SHORT COURSE:

Approaching Craft: Making and Thinking

MAP · April 14, 2022

Displaying creative ingenuity and technical mastery, craft traditions in the Indian subcontinent have been central to the region’s artistic, cultural and socio-economic life. When approached as a skill, tool or concept, craft can also enable thoughtful considerations around processes, makers, materials and objects. Our thematic lessons present the legacies of craft in South Asia through key movements, thinkers, and makers of the later nineteenth century and twentieth centuries, shedding light on how it is more than a static object or body of knowledge, but a tradition in constant evolution. 

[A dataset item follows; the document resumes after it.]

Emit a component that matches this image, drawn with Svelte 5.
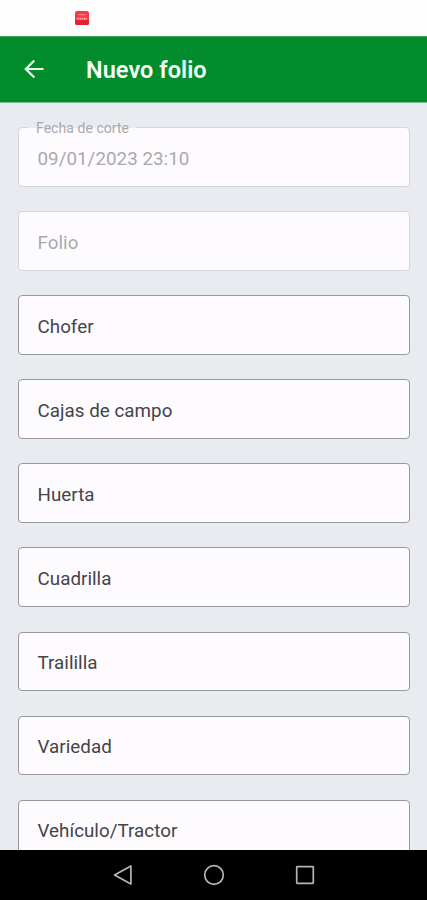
<script>
  const fields = [
    { label: 'Fecha de corte', value: '09/01/2023 23:10', disabled: true },
    { label: 'Folio', disabled: true },
    { label: 'Chofer' },
    { label: 'Cajas de campo' },
    { label: 'Huerta' },
    { label: 'Cuadrilla' },
    { label: 'Traililla' },
    { label: 'Variedad' },
    { label: 'Vehículo/Tractor' },
  ];
</script>

<div class="screen">
  <div class="status">
    <svg class="notice" width="14" height="14" viewBox="0 0 14 14">
      <rect width="14" height="14" rx="2" fill="#f43c48" />
      <path d="M0 9h14v3a2 2 0 0 1-2 2H2a2 2 0 0 1-2-2z" fill="#e8202f" />
      <path d="M3.5 3.7h7" stroke="#fa7f7a" stroke-width="1.2" />
      <path d="M2 7.7h10" stroke="#ff9da4" stroke-width="2" stroke-dasharray="1.8 .5" />
    </svg>
  </div>
  <header>
    <svg width="20" height="20" viewBox="0 0 20 20" fill="none" stroke="#f4fff4" stroke-width="2.2">
      <path d="M19.5 10H2M10.3 1.5 1.8 10l8.5 8.5" />
    </svg>
    <h1>Nuevo folio</h1>
  </header>
  <main>
    {#each fields as field}
      <div class="field" class:disabled={field.disabled}>
        {#if field.value}
          <span class="floating">{field.label}</span>
        {/if}
        <span class="text">{field.value ?? field.label}</span>
      </div>
    {/each}
  </main>
  <nav>
    <svg width="22" height="22" viewBox="0 0 22 22"><path d="M18.9 1.9v18.2L2.6 11z" /></svg>
    <svg width="22" height="22" viewBox="0 0 22 22"><circle cx="11" cy="11" r="9.3" /></svg>
    <svg width="22" height="22" viewBox="0 0 22 22"><rect x="2.7" y="2.7" width="16.6" height="16.6" rx=".6" /></svg>
  </nav>
</div>

<style>
  .screen {
    width: 427px;
    height: 900px;
    display: flex;
    flex-direction: column;
    overflow: hidden;
    background: #e8ebf0;
    font-family: Roboto, "Noto Sans", sans-serif;
  }
  .status {
    height: 36px;
    flex: none;
    box-sizing: border-box;
    padding: 11px 0 0 75px;
    background: #fefefe;
  }
  .notice { display: block; }
  header {
    height: 67px;
    flex: none;
    display: flex;
    align-items: center;
    gap: 42px;
    padding: 0 0 1px 24px;
    background: #028c2b;
    border-bottom: 1px solid #7abd90;
    box-sizing: border-box;
    border-top: 1px solid #429d5b;
  }
  h1 {
    margin: 1px 0 0;
    font-size: 23.5px;
    font-weight: 600;
    line-height: 30px;
    letter-spacing: .05px;
    color: #f6fff6;
  }
  main {
    flex: 1;
    min-height: 0;
    overflow: hidden;
    display: flex;
    flex-direction: column;
    gap: 24.6px;
    padding: 24px 17px 0 18px;
  }
  .field {
    position: relative;
    flex: none;
    height: 59.5px;
    box-sizing: border-box;
    display: flex;
    align-items: center;
    padding: 3.8px 18px 0 18.5px;
    border: 1px solid #97979c;
    border-radius: 4px;
    background: #fdfbfe;
    color: #454449;
  }
  .disabled {
    border-color: #d5d6da;
    color: #aaa9ad;
  }
  .text {
    font-size: 18.8px;
    line-height: 24px;
    letter-spacing: .03px;
    white-space: nowrap;
  }
  .floating {
    position: absolute;
    left: 9px;
    top: -9px;
    padding: 0 7px 0 8px;
    font-size: 14px;
    line-height: 18px;
    letter-spacing: .05px;
    background: linear-gradient(#e8ebf0 0 9px, #fdfbfe 9px);
    white-space: nowrap;
  }
  nav {
    height: 50px;
    flex: none;
    display: flex;
    justify-content: center;
    align-items: center;
    gap: 69px;
    background: #000;
  }
  nav svg {
    fill: none;
    stroke: #b5b5b5;
    stroke-width: 1.7;
    stroke-linejoin: round;
  }
</style>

Through this course, you will:

  1. Develop an understanding of the inventive ways in which craft objects have been made.
  2. Build awareness of material culture and the contexts that shape craft practices. 
  3. Become familiar with concepts like national identity, class construction, or consumption, and historical developments such as the Art and Crafts movements in Europe and Asia, and the Swadeshi movement, which impacted traditions of making in the subcontinent.  
  4. Gain perspective on artisans, and how they are recognised in the larger society.
  5. Cultivate a wider appreciation for both human-made and machine-made objects.

Who wrote the Course? 

This course has been developed in collaboration with the Art, Resources & Teaching Trust, Bengaluru and Hyderabad, run by art historians Dr Annapurna Garimella and Sindhura D. Manjunath who are also its authors. 

Who is this Course for?

Written for students aged 16 years and older, this course is for anyone interested in learning, thinking and understanding the history of craft practices in South Asia.